Something funny is happening in the market right now.
Everyone is racing to add AI agents to their software. Copilots, assistants, agents — slapped on top of systems that were designed, from the ground up, for human users. The assumption underneath all of it is that we should just accept the premises of SaaS as they were written ten years ago.
We shouldn't.
The software most enterprises run on was built for a specific user: a human being, logging in, clicking through menus, reading dashboards, entering data. That was the whole model. SaaS was "software as a service" where the service was delivered to a person.
Agents aren't people. They don't log in. They don't read dashboards. They need to pull context from across many systems at once, synthesize it, and then act on it. That's a fundamentally different access model than anything enterprise software was designed to support.
What's happening now is vendors trying to sneak AI in through a side door, letting agents peer through the curtain at data that was never structured for them.
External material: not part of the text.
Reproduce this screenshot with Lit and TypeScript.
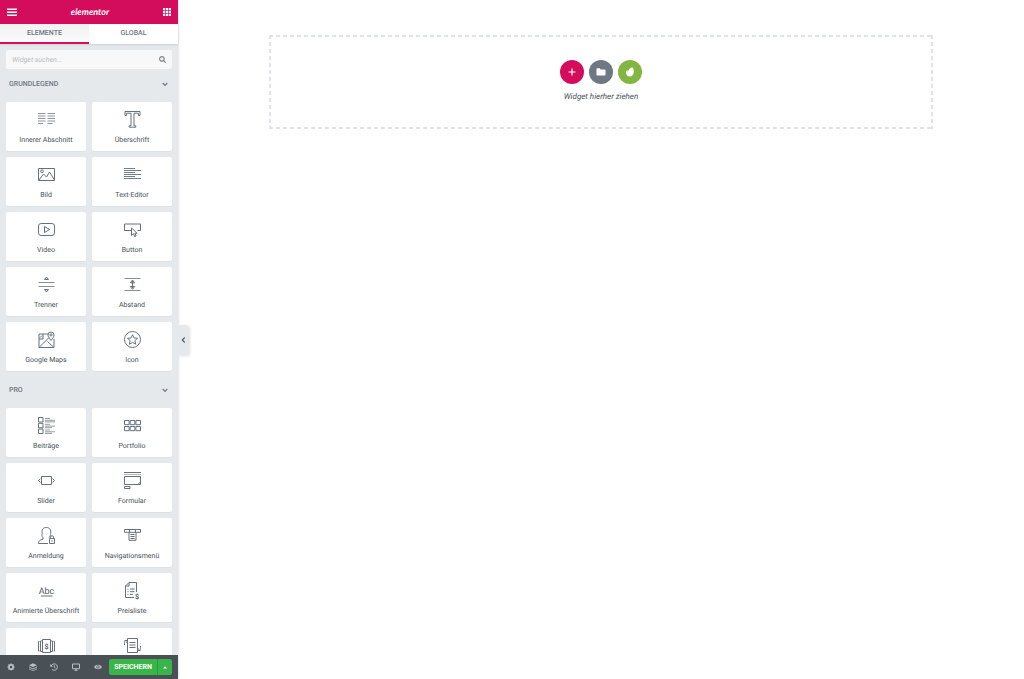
import { LitElement, html, svg, css } from "lit";
import { customElement, property, state } from "lit/decorators.js";

const icons: Record<string, unknown> = {
  columns: svg`<path opacity=".75" d="M0 2.500h7.500M9.500 2.500H17M0 5h7.500M9.500 5H17M0 7.500h7.500M9.500 7.500H17M0 10h7.500M9.500 10H17M0 12.500h5M9.500 12.500h5"/>`,
  heading: svg`<path d="M1 .5h15v4h-1.600V2.200H10v12.600h1.800v1.400H5.200v-1.400H7V2.200H2.600v2.300H1z"/>`,
  image: svg`<path d="M.5 2.500h16v12H.5zM1 14l4.500-6 3 3 3-5 5 8"/><circle cx="4" cy="5.300" r="1.400"/>`,
  text: svg`<path d="M0 2.500h11M0 4.500h17M0 6.500h11M0 8.500h17M0 10.500h11M0 12.500h17" opacity=".9"/>`,
  video: svg`<rect x=".5" y="2.500" width="16" height="12" rx="2.600"/><path d="M6.500 5.500l5 3-5 3z"/>`,
  button: svg`<path d="M7 9.500H.5v-6.500h16v6.500h-3"/><path d="M7.500 7v7.500l2-1.700 1.300 2.900 1.300-.6-1.300-2.800h2.300z"/>`,
  divider: svg`<path d="M.5 6.500h16M.5 10.500h16" opacity=".8"/><path d="M6.500 3.500L8.500 1 10.500 3.500zM6.500 13.500L8.500 16 10.500 13.500z"/>`,
  spacer: svg`<path d="M.5 2.500h16M.5 14.500h16" opacity=".8"/><path d="M8.500 5v7M6.300 6.800L8.500 4 10.700 6.800zM6.300 10.500l2.200 2.800 2.200-2.800z"/>`,
  map: svg`<path d="M10 3H1v13.500h15V8M1 16.500L11 6.500M9.500 10.500l6.500 6M1 8h4V3M2 6.500l2-2"/><path d="M13 9.500C11 7 10 5.600 10 4a3 3 0 0 1 6 0c0 1.600-1 3-3 5.500z"/><circle cx="13" cy="3.900" r="1.100"/>`,
  star: svg`<circle cx="8.500" cy="8.500" r="8"/><path d="M8.500 3.700l1.500 3.200 3.500.4-2.600 2.400.7 3.500-3.100-1.800-3.100 1.800.7-3.500-2.600-2.400 3.500-.4z"/>`,
  posts: svg`<path d="M.5.5h4.500v4.500H.5zM.5 6.300h4.500v4.500H.5zM.5 12h4.500v4.500H.5z"/><path opacity=".7" d="M7 1.500h5M7 3.300h10M7 4.900h10M7 7.300h5M7 9.100h10M7 10.700h7M7 13h5M7 14.800h10M7 16.400h7"/>`,
  portfolio: svg`<path d="M.5 3.500h4.600v4.200H.5zM6.200 3.500h4.600v4.200H6.200zM11.900 3.500h4.600v4.200h-4.600zM.5 9.500h4.600v4.200H.5zM6.200 9.500h4.600v4.200H6.200zM11.900 9.500h4.600v4.200h-4.600z"/>`,
  slider: svg`<path d="M3.500 4.500h10v8h-10zM2.500 6.500L.5 8.500l2 2M14.500 6.500l2 2-2 2"/>`,
  form: svg`<path d="M0 .5h17M.5 12.500v-8h16v8h-16M.5 14.500h5.500v2H.5z"/><path d="M0 2.500h17" opacity=".5"/><path d="M14 12.300l2.300-2.300"/>`,
  login: svg`<path d="M10 16.500H.5c0-2.500 1-3.300 4.500-4.300v-1.500C3.500 9.500 4 7.500 4.200 6.500 3.500 2.500 5 .5 8.300.5s4.800 2 4.400 6c-.2 1.500-.5 2.500-1.700 4"/><path d="M11.500 11.500h5v5h-5zM12.500 11.500v-1.300a1.500 1.500 0 0 1 3 0v1.300M14 13.300v1.400"/>`,
  nav: svg`<path d="M.5 2.500h16v2.800H.5zM5.500 2.500v2.800M11.500 2.500v2.800M5 5.300v8h7v-8M6.500 7.500h4M6.500 9.500h4M6.500 11.500h4"/>`,
  headline: svg`<text x="8.500" y="11.500" text-anchor="middle" font-size="9">Abc</text><path d="M3 14h11.500"/>`,
  pricelist: svg`<path d="M12.500 10V.5H5L1.500 4v11.500H10M5 .5V4H1.500M3.500 7h1M3.500 9.700h1M3.500 12.400h1M6 7h4.500M6 9.700h4.500M6 12.400h3"/><text x="11" y="17" font-size="7" font-weight="700">$</text>`,
  pricetable: svg`<path d="M4.500 2.500h8v13h-8zM2.500 4v10.500M4.500 4h-2M4.500 14.500h-2M12.500 4h2v10.500h-2M1.500 4.500H.5v9.500h1M15.500 4.500h1v9.500h-1"/><text x="8.500" y="11.500" text-anchor="middle" font-size="7" font-weight="700">$</text>`,
  flip: svg`<path d="M3.500 1.500h10v14h-10zM5.500 5.500h6M5.500 8h6M5.500 10.500h6M3.500 3.500h-1.500c-1 0-1.500 1-1.500 4.500M13.500 13.500h1.500c1 0 1.500-1 1.500-4.500"/><path d="M.5 3.500h2.500v2.500M16.500 13.500H14V11"/>`,
};

@customElement("widget-card")
class WidgetCard extends LitElement {
  @property() icon = "";
  @property() label = "";
  static styles = css`
    :host { display: block; }
    .card {
      width: 100%; height: 49px; padding: 9px 0 0; border: 0; border-radius: 2px;
      display: flex; flex-direction: column; align-items: center; gap: 7px;
      background: #fff; color: #495157; cursor: move;
      font: 7px/10px Roboto, sans-serif; white-space: nowrap; text-rendering: geometricPrecision;
      box-shadow: 0 1px 1px rgba(0, 0, 0, 0.03);
    }
    svg { width: 17px; height: 17px; flex: none; overflow: visible; fill: none; stroke: #66717b; stroke-width: 1; }
    text { fill: #556068; stroke: none; font-family: Roboto, sans-serif; }
  `;
  render() {
    return html`<button class="card" type="button">
      <svg viewBox="0 0 17 17" aria-hidden="true">${icons[this.icon]}</svg><span>${this.label}</span>
    </button>`;
  }
}

const groups = [
  {
    title: "Grundlegend",
    items: [
      ["columns", "Innerer Abschnitt"], ["heading", "Überschrift"],
      ["image", "Bild"], ["text", "Text-Editor"],
      ["video", "Video"], ["button", "Button"],
      ["divider", "Trenner"], ["spacer", "Abstand"],
      ["map", "Google Maps"], ["star", "Icon"],
    ],
  },
  {
    title: "Pro",
    items: [
      ["posts", "Beiträge"], ["portfolio", "Portfolio"],
      ["slider", "Slider"], ["form", "Formular"],
      ["login", "Anmeldung"], ["nav", "Navigationsmenü"],
      ["headline", "Animierte Überschrift"], ["pricelist", "Preisliste"],
      ["pricetable", ""], ["flip", ""],
    ],
  },
];

const tools = [
  { name: "Einstellungen", art: svg`<circle cx="4" cy="4" r="2.100" fill="none" stroke="currentColor" stroke-width="1.700"/><path stroke="currentColor" stroke-width="1.300" d="M4 .5v1M4 6.500v1M.5 4h1M6.500 4h1M1.500 1.500l.8.8M5.700 5.700l.8.8M1.500 6.500l.8-.8M5.700 2.300l.8-.8"/>` },
  { name: "Navigator", art: svg`<path d="M4 .3L8 2.200 4 4.100 0 2.200zM0 3.600l4 1.900 4-1.900v1L4 6.500 0 4.600zM0 5.600l4 1.900 4-1.900v.7L4 8.200 0 6.300z"/>` },
  { name: "Verlauf", art: svg`<path d="M1.200 3A3.200 3.200 0 1 1 2 6.400M4.300 2.300v2l1.300.8" fill="none" stroke="currentColor" stroke-width="1"/><path d="M.2 1v2.800H3z"/>` },
  { name: "Responsiver Modus", art: svg`<path d="M.5 1h7v4.700h-7zM4 5.700v1.500M2.400 7.300h3.200" fill="none" stroke="currentColor" stroke-width="1"/>` },
  { name: "Vorschau", art: svg`<path d="M0 4c2-3 6-3 8 0-2 3-6 3-8 0z"/><circle cx="4" cy="4" r="1.300" fill="none" stroke="#495157" stroke-width=".7"/>` },
];

@customElement("app-root")
class AppRoot extends LitElement {
  @state() tab = 0;
  static styles = css`
    :host { display: flex; height: 100vh; overflow: hidden; background: #fff; font-family: Roboto, sans-serif; color: #556068; text-rendering: geometricPrecision; }
    * { box-sizing: border-box; }
    button { font-family: inherit; border: 0; padding: 0; background: none; color: inherit; cursor: pointer; text-rendering: inherit; }
    svg { display: block; fill: currentColor; }
    .panel {
      position: relative; flex: none; width: 178px; display: flex; flex-direction: column;
      background: #e6e9ec; box-shadow: 0 0 3px rgba(0, 0, 0, 0.2);
    }
    .top { flex: none; height: 24px; padding: 0 7px; display: flex; align-items: center; justify-content: space-between; background: #d30c5c; color: #fff; }
    .top svg { width: 10px; height: 10px; }
    .top .grid { width: 8px; height: 8px; }
    .brand { font: italic 700 9px/20px Lato, sans-serif; }
    .tabs { flex: none; height: 20px; display: grid; grid-template-columns: 1fr 1fr; background: #fff; box-shadow: 0 1px 2px rgba(0, 0, 0, 0.1); }
    .tab { font-size: 7px; font-weight: 500; line-height: 18px; color: #6d7882; text-transform: uppercase; border-bottom: 2px solid transparent; }
    .tab.active { background: linear-gradient(#f1f1f1, #fbfbfb); border-color: #d30c5c; }
    .scroll { flex: 1; min-height: 0; overflow: hidden; padding: 6px 6px 0; }
    .search { display: flex; align-items: center; height: 19px; padding: 0 6px; border-radius: 2px; background: #f8f8f8; color: #7e8a94; }
    .search input { flex: 1; min-width: 0; border: 0; padding: 0; outline: 0; background: none; font: italic 7px/12px Roboto, sans-serif; color: #556068; text-rendering: inherit; }
    .search input::placeholder { color: #b4bcc3; opacity: 1; }
    .search svg { width: 7px; height: 7px; }
    .group { display: flex; justify-content: space-between; align-items: center; width: 100%; height: 30px; padding: 0 4px 0 3px; color: #6d7882; font-size: 7px; font-weight: 500; text-transform: uppercase; }
    .group svg { width: 6px; height: 6px; }
    .cards { display: grid; grid-template-columns: 1fr 1fr; gap: 6px; padding: 3px 0; }
    .cards + .group { height: 31px; }
    .foot { flex: none; height: 24px; padding: 0 6px 0 0; display: flex; align-items: center; background: #495157; color: #b8c0c6; }
    .tool { flex: 1; height: 24px; display: grid; place-items: center; }
    .tool svg { width: 8px; height: 8px; }
    .save, .more { height: 16px; background: #39b54a; color: #fff; }
    .save { width: 48px; font-size: 7px; font-weight: 700; text-transform: uppercase; border-radius: 2px 0 0 2px; }
    .more { width: 15px; display: grid; place-items: center; border-left: 1px solid #2f993e; border-radius: 0 2px 2px 0; }
    .more svg { width: 4px; height: 3px; }
    .toggle {
      position: absolute; left: 100%; top: 50%; transform: translateY(-50%); width: 10px; height: 30px;
      display: grid; place-items: center; background: #e6e9ec; color: #556068;
      border-radius: 0 2px 2px 0; box-shadow: 2px 1px 3px rgba(0, 0, 0, 0.12);
    }
    .toggle svg { width: 5px; height: 6px; }
    .line { fill: none; stroke: currentColor; stroke-width: 1.2; }
    .canvas { flex: 1; min-width: 0; padding: 35px 91px; }
    .drop {
      --h: repeating-linear-gradient(90deg, #dfe3e7 0 4px, transparent 4px 7px);
      --v: repeating-linear-gradient(#dfe3e7 0 4px, transparent 4px 7px);
      display: flex; flex-direction: column; align-items: center; gap: 7px; padding: 25px 0 26px;
      background: var(--h) 0 0 / 100% 2px no-repeat, var(--h) 0 100% / 100% 2px no-repeat,
        var(--v) 0 0 / 2px 100% no-repeat, var(--v) 100% 0 / 2px 100% no-repeat;
    }
    .actions { display: flex; gap: 5px; }
    .round { width: 24px; height: 24px; border-radius: 50%; display: grid; place-items: center; color: #fff; }
    .round svg { width: 10px; height: 10px; }
    .add { background: #d30c5c; }
    .library { background: #6d7882; }
    .envato { background: #82b541; }
    .hint { font: italic 8px/12px Roboto, sans-serif; color: #495157; }
  `;

  render() {
    return html`
      <aside class="panel">
        <header class="top">
          <button aria-label="Menü"><svg viewBox="0 0 10 10"><path d="M0 1.500h10v1.500H0zM0 4.500h10V6H0zM0 7.500h10V9H0z"/></svg></button>
          <span class="brand">elementor</span>
          <button aria-label="Widgets"><svg class="grid" viewBox="1 1 8.300 8.300">${[1, 4, 7].map((y) => [1, 4, 7].map((x) => svg`<rect x=${x} y=${y} width="2.300" height="2.300"/>`))}</svg></button>
        </header>
        <nav class="tabs">
          ${["Elemente", "Global"].map((t, i) => html`<button class="tab ${this.tab === i ? "active" : ""}" @click=${() => (this.tab = i)}>${t}</button>`)}
        </nav>
        <div class="scroll">
          <label class="search">
            <input type="text" placeholder="Widget suchen..." aria-label="Widget suchen" />
            <svg viewBox="0 0 7 7"><path class="line" d="M4.700 4.700L6.700 6.700"/><circle class="line" cx="2.900" cy="2.900" r="2.300"/></svg>
          </label>
          ${groups.map((g) => html`
            <button class="group"><span>${g.title}</span><svg viewBox="0 0 6 6"><path class="line" d="M.7 2L3 4.300 5.300 2"/></svg></button>
            <div class="cards">${g.items.map(([icon, label]) => html`<widget-card .icon=${icon} .label=${label}></widget-card>`)}</div>
          `)}
        </div>
        <footer class="foot">
          ${tools.map((t) => html`<button class="tool" aria-label=${t.name}><svg viewBox="0 0 8 8">${t.art}</svg></button>`)}
          <button class="save">Speichern</button>
          <button class="more" aria-label="Speicheroptionen"><svg viewBox="0 0 4 3"><path d="M0 2.500h4L2 .3z"/></svg></button>
        </footer>
        <button class="toggle" aria-label="Panel ausblenden"><svg viewBox="0 0 5 6"><path class="line" d="M3.700.5L1.300 3l2.400 2.500"/></svg></button>
      </aside>
      <main class="canvas">
        <section class="drop">
          <div class="actions">
            <button class="round add" aria-label="Abschnitt hinzufügen"><svg viewBox="0 0 10 10"><path d="M4.400 1.500h1.200v2.900h2.900v1.200H5.600v2.900H4.400V5.600H1.500V4.400h2.900z"/></svg></button>
            <button class="round library" aria-label="Vorlage hinzufügen"><svg viewBox="0 0 10 10"><path d="M.5 2q0-.7.7-.7h2.500l1 1.100h4.100q.7 0 .7.700v4.700q0 .7-.7.700H1.200q-.7 0-.7-.7z"/></svg></button>
            <button class="round envato" aria-label="Envato Elements"><svg viewBox="0 0 10 10"><path d="M7.500.6c.8.2 1.500 2.600 1.300 4.600C8.600 7.700 7 9.500 4.900 9.500 2.700 9.500 1 8 1 5.800c0-1.100.4-2 1-2.600.3-.2.6 0 .5.4-.1.700 0 1.400.3 2C2.900 3 5.500.2 7.500.6z"/></svg></button>
          </div>
          <div class="hint">Widget hierher ziehen</div>
        </section>
      </main>
    `;
  }
}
That's not going to work.
Why Reasoning Requires the Right Foundation
Here's why it matters: the true unlock with AI is that it can now reason. It can think through a problem, find a pattern, and come up with a solution. But to do that well, it needs the right context and the right information, served in a way that makes sense for how agents actually work.
Most vendors haven't rethought this. They're still building for maximum human visibility. Capture everything, present it to a person. The agent just becomes another consumer of a system that wasn't built for it.
The better model stops making customers decide what stays with humans and what goes to agents. That choice shouldn't be forced on anyone. The underlying capability, the data, the intelligence, the actions, should work regardless of who or what is consuming it. Human or agent. The process becomes fluid.
We're at a break point. The SaaS model is changing. Agents need to get information themselves, synthesize it, and have the agency to act. Software that can't support that isn't ready for what's coming.
The companies thinking clearly about this are redesigning their product experiences for both humans and agents from the ground up. They're asking "does our architecture actually support agents operating in it?" Different question. Better starting point.